Strong demand is coming from low interest rates, higher overall disposable incomes, limited resale listings and shifting home preferences, the government said.
The Ontario Real Estate Association said it would like to see the government take several steps to address the housing affordability crisis, including ending exclusionary single-family zoning, doubling the land transfer tax rebate, and making surplus government land available for development.
NDP transit critic Jessica Bell said the government’s proposal is just meant to give the impression they are taking action.
“It really is the oldest trick in the book to say, ‘We are going to set up a task force to study a problem that we know already exists and we also already know the solutions to,”’ she said.
“They just don’t want to implement them.”
The fall economic statement should have better protections for renters and measures to clamp down on investor-led speculation such as expanding the non-resident speculation tax and introducing an annual speculation tax, Bell said.
Liberal Leader Steven Del Duca said the government should already know what needs to be done to boost supply.
“The last thing Ontario needs is another panel on housing to delay the solutions we already know are needed,” he said in a statement.
“It’s just another example of Doug Ford’s dithering and delaying.”
Green Party Leader Mike Schreiner said such a task force was proposed by his party in its housing plan released earlier this year.

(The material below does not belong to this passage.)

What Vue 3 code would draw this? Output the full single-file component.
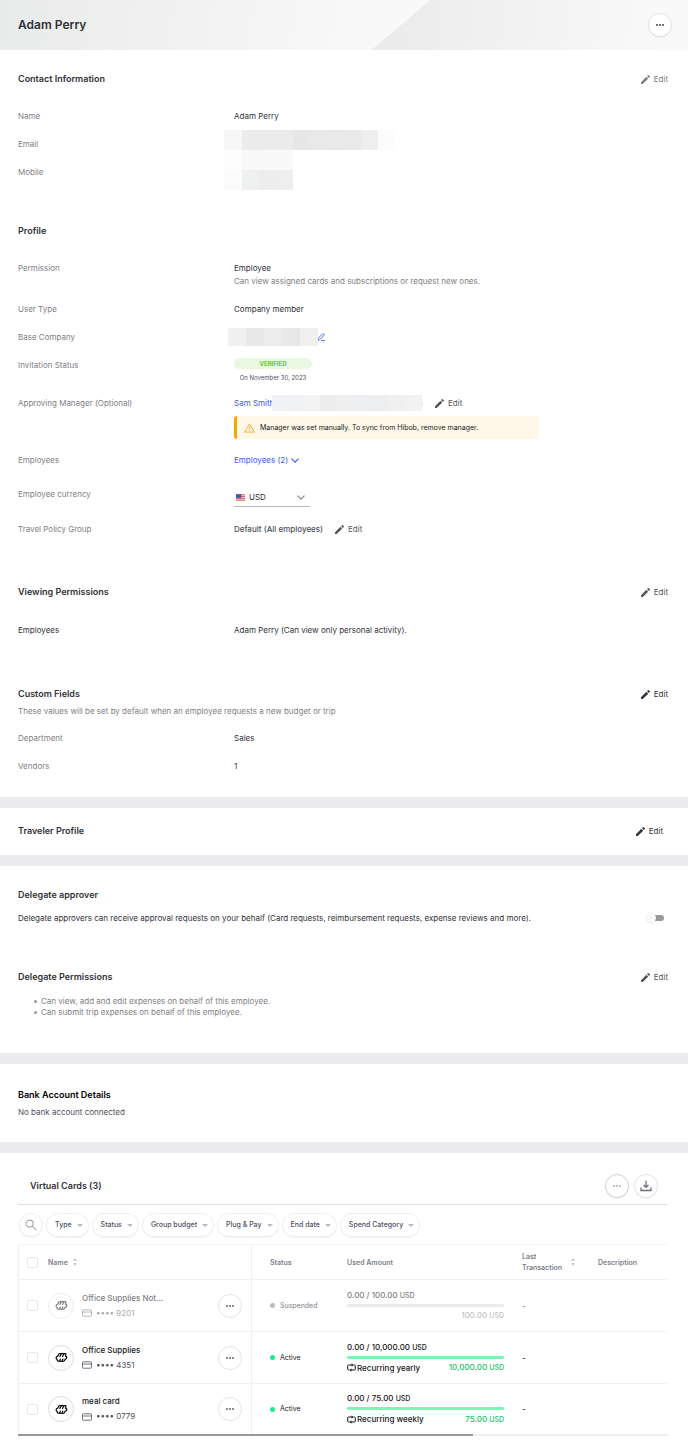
<script setup>
import { ref, h } from 'vue'

const currency = ref('USD')
const delegate = ref(false)

const Pencil = () =>
  h('svg', { viewBox: '3 3 18 18', width: 9, height: 9, fill: 'currentColor', 'aria-hidden': 'true' }, [
    h('path', {
      d: 'M3 17.6V21h3.4L17.4 10.3l-3.6-3.6L3 17.6zM20.7 7.04c.39-.39.39-1.02 0-1.41l-2.34-2.34c-.39-.39-1.02-.39-1.41 0l-1.9 1.9 3.6 3.6 2.05-1.75z'
    })
  ])

const Dots = () =>
  h('svg', { viewBox: '0 0 8 2', width: 8, height: 2, fill: 'currentColor', 'aria-hidden': 'true' }, [
    h('circle', { cx: 1, cy: 1, r: 0.9 }),
    h('circle', { cx: 4, cy: 1, r: 0.9 }),
    h('circle', { cx: 7, cy: 1, r: 0.9 })
  ])

const Sort = () =>
  h('svg', { viewBox: '0 0 6 8', width: 6, height: 8, fill: '#c9cbd1', 'aria-hidden': 'true' }, [
    h('path', { d: 'M3 0l2 3H1zM3 8l2-3H1z' })
  ])

const contactMask = [
  '#f7f7f7', '#ececec', '#ebebeb', '#ebebeb', '#e7e7e7', '#e8eae9', '#eaeaea', '#e8eae9', '#eeeeee', '#fcfcfc',
  '#fdfdfd', '#f9f9f9', '#f9f9f9', '#f9f9f9', '', '', '', '', '', '',
  '#fbfbfb', '#eff1f0', '#ededed', '#eeeeee'
]
const companyMask = ['#f0f0f0', '#e8e8e8', '#ededed', '#e8e8e8', '#f0f0f0']
const managerMask = ['#f1f2f6', '#eff1f5', '#f3f3f3', '#ededed', '#efeff0', '#eeeff2', '#edeeef', '#f0f0f1', '#f2f2f3']

const filters = ['Type', 'Status', 'Group budget', 'Plug & Pay', 'End date', 'Spend Category']

const cards = [
  { name: 'Office Supplies Not...', digits: '9201', status: 'Suspended', limit: '100.00', left: '100.00', recurring: '' },
  { name: 'Office Supplies', digits: '4351', status: 'Active', limit: '10,000.00', left: '10,000.00', recurring: 'Recurring yearly' },
  { name: 'meal card', digits: '0779', status: 'Active', limit: '75.00', left: '75.00', recurring: 'Recurring weekly' }
]
</script>

<template>
  <main class="page">
    <header class="banner">
      <h1>Adam Perry</h1>
      <button class="round" type="button" aria-label="More actions"><Dots /></button>
    </header>

    <section class="block contact">
      <div class="head">
        <h2>Contact Information</h2>
        <button class="edit soft" type="button"><Pencil />Edit</button>
      </div>
      <dl>
        <div class="row"><dt>Name</dt><dd>Adam Perry</dd></div>
        <div class="row">
          <dt>Email</dt>
          <dd><span class="mask mask-contact"><i v-for="(c, i) in contactMask" :key="i" :style="{ background: c }"></i></span></dd>
        </div>
        <div class="row"><dt>Mobile</dt><dd></dd></div>
      </dl>
    </section>

    <section class="block profile">
      <div class="head"><h2>Profile</h2></div>
      <dl>
        <div class="row">
          <dt>Permission</dt>
          <dd>Employee<p class="hint">Can view assigned cards and subscriptions or request new ones.</p></dd>
        </div>
        <div class="row"><dt>User Type</dt><dd>Company member</dd></div>
        <div class="row">
          <dt>Base Company</dt>
          <dd>
            <span class="mask mask-company"><i v-for="(c, i) in companyMask" :key="i" :style="{ background: c }"></i></span>
            <button class="company-edit" type="button" aria-label="Edit base company">
              <svg viewBox="0 0 8 8" width="8" height="8" fill="none" stroke="#5b74f0" stroke-width="1" stroke-linejoin="round">
                <path d="M0.8 7.2l.5-2L5.4 1a.9.9 0 0 1 1.3 0l.2.2a.9.9 0 0 1 0 1.3L2.8 6.7zM4.2 7.5h3.6" />
              </svg>
            </button>
          </dd>
        </div>
        <div class="row invitation">
          <dt>Invitation Status</dt>
          <dd><span class="verified">VERIFIED</span><p class="date">On November 30, 2023</p></dd>
        </div>
        <div class="row manager">
          <dt>Approving Manager (Optional)</dt>
          <dd>
            <div class="inline">
              <span class="person">
                <a href="#">Sam Smith</a>
                <span class="tail">)</span>
                <span class="mask mask-manager"><i v-for="(c, i) in managerMask" :key="i" :style="{ background: c }"></i></span>
              </span>
              <button class="edit mid" type="button"><Pencil />Edit</button>
            </div>
            <div class="alert" role="note">
              <svg viewBox="0 0 12 11" width="11" height="10" fill="none" stroke="#f2ac2e" stroke-width="1" stroke-linejoin="round" aria-hidden="true">
                <path d="M6 1L11.2 10H.8zM6 4v3M6 8v1" />
              </svg>
              Manager was set manually. To sync from Hibob, remove manager.
            </div>
          </dd>
        </div>
        <div class="row employees">
          <dt>Employees</dt>
          <dd>
            <button class="expand" type="button">
              Employees (2)
              <svg viewBox="0 0 8 5" width="8" height="5" fill="none" stroke="currentColor" stroke-width="1.1"><path d="M.5.6L4 4.1 7.5.6" /></svg>
            </button>
          </dd>
        </div>
        <div class="row currency">
          <dt><label for="currency">Employee currency</label></dt>
          <dd>
            <div class="select">
              <svg class="flag" viewBox="0 0 10 8" width="9" height="8" aria-hidden="true">
                <rect y="1" width="10" height="7" fill="#f4dfe2" />
                <path d="M0 1.5h10M0 3.5h10M0 5.5h10M0 7.5h10" stroke="#e2474b" stroke-width="1" />
                <rect y="1" width="6" height="4" fill="#3f55b8" />
              </svg>
              <select id="currency" v-model="currency"><option>USD</option><option>EUR</option></select>
              <svg class="chevron" viewBox="0 0 8 5" width="8" height="5" fill="none" stroke="#86888c" stroke-width="1.2" aria-hidden="true"><path d="M.5.6L4 4.1 7.5.6" /></svg>
            </div>
          </dd>
        </div>
        <div class="row">
          <dt>Travel Policy Group</dt>
          <dd class="inline slate"><span>Default (All employees)</span><button class="edit mid" type="button"><Pencil />Edit</button></dd>
        </div>
      </dl>
    </section>

    <section class="block viewing">
      <div class="head">
        <h2>Viewing Permissions</h2>
        <button class="edit mid" type="button"><Pencil />Edit</button>
      </div>
      <dl>
        <div class="row"><dt class="dark">Employees</dt><dd>Adam Perry (Can view only personal activity).</dd></div>
      </dl>
    </section>

    <section class="block custom">
      <div class="head">
        <h2>Custom Fields</h2>
        <button class="edit" type="button"><Pencil />Edit</button>
      </div>
      <p class="hint">These values will be set by default when an employee requests a new budget or trip</p>
      <dl>
        <div class="row"><dt>Department</dt><dd>Sales</dd></div>
        <div class="row"><dt>Vendors</dt><dd>1</dd></div>
      </dl>
    </section>

    <section class="block traveler band">
      <div class="head">
        <h2>Traveler Profile</h2>
        <button class="edit" type="button"><Pencil />Edit</button>
      </div>
    </section>

    <section class="block delegate band">
      <h2>Delegate approver</h2>
      <div class="head toggle-row">
        <label for="delegate">Delegate approvers can receive approval requests on your behalf (Card requests, reimbursement requests, expense reviews and more).</label>
        <input id="delegate" v-model="delegate" class="switch" type="checkbox" role="switch" />
      </div>
      <div class="head">
        <h2>Delegate Permissions</h2>
        <button class="edit mid" type="button"><Pencil />Edit</button>
      </div>
      <ul>
        <li>Can view, add and edit expenses on behalf of this employee.</li>
        <li>Can submit trip expenses on behalf of this employee.</li>
      </ul>
    </section>

    <section class="block bank band">
      <h2>Bank Account Details</h2>
      <p>No bank account connected</p>
    </section>

    <section class="block virtual band">
      <div class="head cards-head">
        <h2>Virtual Cards (3)</h2>
        <div class="actions">
          <button class="round pale" type="button" aria-label="More card actions"><Dots /></button>
          <button class="round" type="button" aria-label="Download">
            <svg viewBox="0 0 12 12" width="12" height="12" fill="none" stroke="#6d7076" stroke-width="1.3"><path d="M6 .8v6.4M3.6 5L6 7.4 8.400 5M1 7.500v3h10v-3" /></svg>
          </button>
        </div>
      </div>
      <div class="filters">
        <button class="round search" type="button" aria-label="Search">
          <svg viewBox="0 0 12 12" width="12" height="12" fill="none" stroke="#a5a8ae" stroke-width="1.1"><circle cx="4.6" cy="4.6" r="3.5" /><path d="M7.2 7.2l4 4" /></svg>
        </button>
        <button v-for="f in filters" :key="f" class="pill" type="button">
          {{ f }}<svg viewBox="0 0 6 3" width="6" height="3" fill="#b9bbc0"><path d="M0 0h6L3 3z" /></svg>
        </button>
      </div>
      <table>
        <colgroup><col class="c-check" /><col class="c-name" /><col class="c-status" /><col class="c-used" /><col class="c-last" /><col /></colgroup>
        <thead>
          <tr>
            <th><input type="checkbox" class="tick" aria-label="Select all cards" /></th>
            <th class="name"><span class="sortable near">Name <Sort /></span></th>
            <th>Status</th>
            <th>Used Amount</th>
            <th><span class="sortable">Last Transaction <Sort /></span></th>
            <th>Description</th>
          </tr>
        </thead>
        <tbody>
          <tr v-for="card in cards" :key="card.digits" :class="{ suspended: card.status === 'Suspended' }">
            <td><input type="checkbox" class="tick" :aria-label="'Select ' + card.name" /></td>
            <td class="name">
              <div class="card">
                <span class="logo">
                  <svg viewBox="0 0 24 20" width="13" height="11" fill="none" stroke="currentColor" stroke-width="2.2" stroke-linecap="round" stroke-linejoin="round">
                    <path d="M9 8L11 4.500C11.500 2 8 2 6.500 4.500L5 7.500C1.500 8 1 12.500 4 13.500M11 4.500C12.500 1.800 16 1.800 15.500 4.500L14 8M15.500 4.500C17.500 1.800 21 2.500 20 5.500L19.200 7.500C22.500 7.500 23 12.500 19 13L17.500 15.500C16 18 13 18 13.500 15.500L14.500 13M13.500 15.500C12 18 8 18 9 15.500L10 13M9 15.500C7 18 3.500 17 4 13.500" />
                  </svg>
                </span>
                <div class="card-text">
                  <strong>{{ card.name }}</strong>
                  <span class="number">
                    <svg viewBox="0 0 10 8" width="10" height="8" fill="none" stroke="currentColor" stroke-width="0.8"><rect x=".5" y=".8" width="9" height="6.4" rx=".8" /><path d="M.5 3h9" /></svg>
                    •••• {{ card.digits }}
                  </span>
                </div>
                <button class="round flat" type="button" :aria-label="'Actions for ' + card.name"><Dots /></button>
              </div>
            </td>
            <td><span class="status">{{ card.status }}</span></td>
            <td>
              <div class="used">
                <span>0.00 / {{ card.limit }} <small>USD</small></span>
                <div class="bar"></div>
                <div class="foot">
                  <span class="recurring"><template v-if="card.recurring">
                    <svg viewBox="0 0 9 9" width="9" height="9" fill="none" stroke="currentColor" stroke-width="1"><path d="M2.500 7H1.500q-.8 0-.8-.8V2.800q0-.8.800-.8H5M6.500 2h1q.8 0 .8.800V6.200q0 .8-.8.800H4" /><path d="M4.600.2v3.600L6.500 2zM4.400 5.200v3.600L2.500 7z" fill="currentColor" stroke="none" /></svg>
                    {{ card.recurring }}
                  </template></span>
                  <span class="left">{{ card.left }} <small>USD</small></span>
                </div>
              </div>
            </td>
            <td>-</td>
            <td></td>
          </tr>
        </tbody>
      </table>
      <div class="scroll"></div>
    </section>
  </main>
</template>

<style>
body { margin: 0; background: #fff; }
</style>

<style scoped>
.page { font: 8px/12px Inter, "Liberation Sans", sans-serif; color: #313238; background: #fff; padding-bottom: 11px; }
.page * { box-sizing: border-box; }
h1, h2, p, dl, dd, ul { margin: 0; padding: 0; }
h1 { font-size: 12px; line-height: 16px; font-weight: 600; }
h2 { font-size: 9px; line-height: 12px; font-weight: 600; }
a { color: #3d5af1; text-decoration: none; }
button, select { font: inherit; color: inherit; background: none; border: 0; padding: 0; cursor: pointer; }
svg { flex: none; display: block; }

.banner { position: relative; display: flex; align-items: center; justify-content: space-between; height: 50px; padding: 0 16px 0 18px; background: linear-gradient(100deg, #e9eaea 0%, #f9f9f9 54%); }
.banner::before { content: ""; position: absolute; inset: 0 0 0 54%; background: linear-gradient(100deg, #eaeaea, #f9f9f9 90%); clip-path: polygon(59px 0, 100% 0, 100% 100%, 0 100%); }
.banner > * { position: relative; }
.banner .round { color: #333; }
.round { display: flex; align-items: center; justify-content: center; flex: none; width: 24px; height: 24px; border: 1px solid #e5e5e8; border-radius: 50%; background: #fff; box-shadow: 0 1px 1px rgba(0, 0, 0, .06); color: #55585f; }

.block { padding: 0 20px 0 18px; }
.band { border-top: 11px solid #ebebf0; }
.head { display: flex; align-items: center; justify-content: space-between; }
.edit { display: inline-flex; align-items: center; gap: 4px; color: #313238; line-height: 12px; }
.edit.soft { color: #808084; }
.edit.mid { color: #55565b; }
.row { display: grid; grid-template-columns: 216px 1fr; margin-bottom: 16px; }
dt, .hint { color: #808084; }
dt.dark { color: #313238; }
dd { position: relative; }
.inline { display: flex; align-items: center; gap: 12px; }
.slate { color: #4d505c; }
.slate span { font-weight: 500; }

.contact { padding-top: 23px; }
.contact dl { padding-top: 25px; }
.mask { position: absolute; display: grid; }
.mask-contact { left: -10px; top: -8px; grid-template-columns: 18px repeat(9, 17px); grid-auto-rows: 20px; }
.mask-company { left: -6px; top: -3px; grid-template-columns: repeat(5, 18px); grid-auto-rows: 18px; }
.mask-manager { left: 38px; top: -2px; grid-template-columns: 14px repeat(8, 17px); grid-auto-rows: 16px; }

.profile { padding-top: 31px; }
.profile dl { padding-top: 25px; }
.profile .hint { padding-top: 1px; }
.company-edit { display: block; margin: 1px 0 0 83px; height: 10px; }
.verified { display: block; width: 78px; height: 11px; margin-top: -1px; border-radius: 6px; background: #e9f8e1; color: #66c92e; font-size: 6px; line-height: 11px; font-weight: 700; text-align: center; }
.date { width: 78px; margin-top: 3px; font-size: 6px; color: #4d505c; text-align: center; }
.invitation { margin-bottom: 13px; }
.person { position: relative; display: flex; justify-content: space-between; width: 189px; }
.tail { color: #808084; }
.alert { display: flex; align-items: center; gap: 5px; max-width: 304px; height: 23px; margin-top: 7px; padding-left: 7px; border-left: 3px solid #f5a800; border-radius: 3px; background: #fff8e8; color: #17181a; font-size: 7px; }
.manager { margin-bottom: 15px; }
.expand { display: flex; align-items: center; gap: 3px; color: #3d5af1; line-height: 12px; }
.employees { margin-bottom: 22px; }
.select { position: relative; display: flex; align-items: center; width: 76px; height: 19px; border-bottom: 1px solid #b5b6b9; }
.select select { width: 100%; height: 18px; padding-left: 15px; appearance: none; outline: 0; }
.flag { position: absolute; left: 2px; }
.chevron { position: absolute; right: 5px; pointer-events: none; }

.viewing { padding-top: 35px; }
.viewing dl { padding-top: 26px; }
.custom { padding: 36px 20px 9px 18px; }
.custom .hint { padding: 5px 0 15px; }

.traveler { padding: 17px 25px 18px 18px; }
.delegate { padding-top: 23px; padding-bottom: 35px; }
.toggle-row { padding: 11px 4px 47px 0; }
.switch { appearance: none; position: relative; flex: none; width: 14px; height: 6px; margin: 0; border-radius: 3px; background: #999; }
.switch::before { content: ""; position: absolute; left: -4px; top: -2px; width: 10px; height: 10px; border-radius: 50%; background: #fafafa; box-shadow: 0 0 1px rgba(0, 0, 0, .2); }
.switch:checked::before { left: 8px; }
ul { padding: 13px 0 0 16px; color: #808084; line-height: 11px; list-style: none; }
li { display: flex; align-items: center; gap: 4px; }
li::before { content: ""; width: 3px; height: 3px; border-radius: 50%; background: #98989b; }

.bank { padding-top: 25px; padding-bottom: 24px; }
.bank h2 { color: #000; }
.bank p { padding-top: 5px; color: #4d505c; }

.cards-head { height: 52px; padding: 14px 10px 0 12px; border-bottom: 1px solid #e2e2e5; }
.actions { display: flex; gap: 5px; }
.round.pale { border-color: #cfd1d6; color: #a5a8ae; }
.filters { display: flex; gap: 3px; padding: 8px 0 7px 1px; }
.pill { display: flex; align-items: center; gap: 5px; height: 24px; padding: 0 5px 0 8px; border: 1px solid #efeff1; border-radius: 12px; box-shadow: 0 1px 1px rgba(0, 0, 0, .06); color: #4d505c; font-size: 7px; font-weight: 500; white-space: nowrap; }
.search { border-color: #efeff1; }

table { width: 100%; table-layout: fixed; border-collapse: separate; border-spacing: 0; border-left: 1px solid #f0f0f2; border-top: 1px solid #f4f4f6; }
.c-check { width: 27px; } .c-name { width: 206px; } .c-status { width: 77px; } .c-used { width: 175px; } .c-last { width: 76px; }
th, td { padding: 0 0 0 18px; border-bottom: 1px solid #f2f2f4; text-align: left; vertical-align: middle; }
th { height: 35px; font-size: 7px; line-height: 11px; font-weight: 600; color: #7c7f89; }
td { height: 52px; color: #17181a; }
tr:last-child td { height: 50px; border-bottom: 0; }
th:first-child, td:first-child { padding-left: 8px; }
th.name, td.name { padding: 0 9px 0 2px; border-right: 1px solid #f0f0f2; }
.tick { appearance: none; display: block; width: 11px; height: 11px; margin: 0; border: 1px solid #e8e8eb; border-radius: 2px; background: #fff; }
.tick:checked { background: #3d5af1; }
.sortable { display: flex; align-items: center; justify-content: space-between; padding-right: 4px; }
.near { justify-content: flex-start; gap: 4px; }
.card { display: flex; align-items: center; gap: 8px; }
.logo { display: flex; align-items: center; justify-content: center; flex: none; width: 26px; height: 26px; border: 1px solid #dcdce3; border-radius: 50%; color: #000; }
.card-text { flex: 1; min-width: 0; }
.card-text strong { display: block; font-weight: 500; white-space: nowrap; line-height: 15px; }
.number { display: flex; align-items: center; gap: 4px; line-height: 15px; color: #4d505c; }
.flat { box-shadow: none; }
.status { display: flex; align-items: center; gap: 5px; font-size: 7px; }
.status::before { content: ""; width: 5px; height: 5px; border-radius: 50%; background: #19ec88; }
.used { width: 157px; font-weight: 500; }
small { font-size: 7px; }
.bar { height: 3px; margin: 2px 0; border-radius: 2px; background: #7af5b6; }
.foot { display: flex; justify-content: space-between; min-height: 14px; align-items: center; }
.recurring { display: flex; align-items: center; gap: 1px; }
.left { color: #20c268; }
.suspended .logo, .suspended .number { opacity: .5; }
.suspended .card-text strong, .suspended .status, .suspended td, .suspended .used { color: #808084; }
.suspended .status::before { background: #bdbdbf; }
.suspended .bar { background: #ebebeb; }
.suspended .left { color: #c4c4c8; }
.scroll { height: 2px; background: linear-gradient(90deg, #999 70%, #efefef 70%); }
</style>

“It’s critical that the task force include representatives from all stakeholders, not just from the PCs’ developer donors,” he said.
The Greens’ plan includes building 100,000 affordable homes, putting $100 million in seed funding for co-op housing, and raising the non-resident speculation tax.
The government has also proposed in its fall economic statement to enhance a tax incentive program that encourages the rehabilitation of contaminated land in order to spur more development.